Lo spazio politico dei cattolici nel nuovo Parlamento
Questo nuovo Parlamento appare, al netto delle premesse traballanti sulla formazione del governo, il meno clericale da decenni. Gli approcci dei commenti hanno sfumature diverse, ma sembrano convergere su questo punto. Già l’Uaar aveva commentato positivamente questa ‘anomalia’, mentre Famiglia Cristiana dal canto suo parlava con preoccupazione di “un’Italia con i cattolici relegati ancora in un ruolo marginale“, visto il modesto risultato della lista post-democristiana di Mario Monti. Anche l’Osservatore Romano e il cardinale Angelo Bagnasco lamentavano la scarsa rilevanza dei cattolici. Posizioni diverse nella sensibilità ma che arrivavano a conclusioni simili, non a caso messe a confronto anche da Rainews24.
La maggioranza dei cattolici impegnati in politica non si manifesta più
Arcigay, dopo il buon risultato tra i parlamentari del suo appello ‘Tempo Scaduto’, ha spronato la “maggioranza laica in Parlamento” e in particolare il leader Pd Bersani. Dai giornali e media di destra serpeggia d’altronde la percezione di un pericolo di deriva “zapaterista” e pro-gay. Proprio sul tema dei matrimoni omosessuali si soffermava Franco Bechis su Libero, paventando una maggioranza parlamentare ormai a favore.
Tra gli altri giornali che fanno riferimento alla destra, più esplicito è stato Gennaro Malgieri su Il Tempo. Malgieri, già deputato di Alleanza Nazionale e del Popolo delle Libertà, sostiene che nel nuovo Parlamento “nessun soggetto si richiama più, nel declinare i valori di riferimento, al cattolicesimo”. Addirittura, il voto cattolico sarebbe “affogato nella palude laicista” e la maggioranza dei cattolici impegnati in politica non si manifesta più, “temendo forse la censura del progressismo che ha egemonizzato culturalmente ogni aspetto della vita associata, veicolato soprattutto dal relativismo e dal secolarismo che hanno aperto la strada al nichilismo”, recita Malgieri ripetendo la vulgata cara all’ex papa Benedetto XVI che sprona(va) alla “nuova evangelizzazione”.
D’altronde se i parlamentari sembrano ostentare meno clericalismo, è anche perché sta cambiando la stessa società italiana e la politica ne sta lentamente prendendo atto. A poco a poco aumentano infatti coloro che si dichiarano apertamente atei e agnostici, mentre cala la pratica religiosa e la fiducia nella stessa istituzione Chiesa, come rilevato con preoccupazione anche da ricerche commissionate dalle diocesi. Anche le ultime elezioni hanno mostrato, stando a una indagine Ipsos, una crescente incidenza dei non credenti.

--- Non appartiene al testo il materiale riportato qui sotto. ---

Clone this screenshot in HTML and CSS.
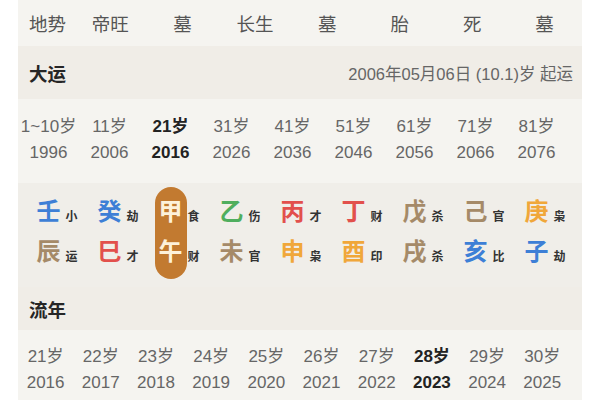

Nonostante il tentato ritorno di fiamma di Todi e poi del governo clerical-tecnico
A livello istituzionale poi, dopo il crollo della Democrazia Cristiana nei primi anni Novanta, i tentativi di riaggregare i clericali e i centristi - come quelli di Mariotto Segni e Sergio D’Antoni - sono falliti. I cattolici dichiarati si sono sparpagliati a livello bipartisan, ma il loro peso specifico va negli anni scemando. C’è forse uno spazio per i clericali “edonisti” alla Berlusconi, ma un esteso cuneo cattolico sembra ormai tramontato con la fine della Dc. Nonostante il tentato ritorno di fiamma di Todi e poi del governo clerical-tecnico di Monti, con successiva Lista elettorale di scarso successo.
Uno degli alfieri del confessionalismo italico, Pierferdinando Casini, lo ha ammesso e sembra propenso ad archiviare l’Udc dopo il minimo storico raggiunto con le recenti consultazioni. I suoi emigreranno però in altri lidi, come già accaduto col crollo della Dc: rischiando così di provocare anche in questo caso più danni che altro alla laicità politica, come ha rilevato l’Uaar nelle sue Tesi.
D’altronde, nonostante le rassicurazioni ’spirituali’, sono nati per il potere e anche il potere spirituale cattolico è nato, in Italia, grazie al potere politico. Fin dall’apertura dell’imperatore Costantino e passando per l’imposizione del credo cristiano come unica religione da Teodosio in poi. Difficile che mollino la presa, dunque, come si può per esempio notare dalle avances dell’Udc al centro-sinistra per le imminenti amministrative a Roma. E non hanno nemmeno fretta: in fondo, al momento, l’Italia è ancora diretta dal ‘governo Bagnasco’.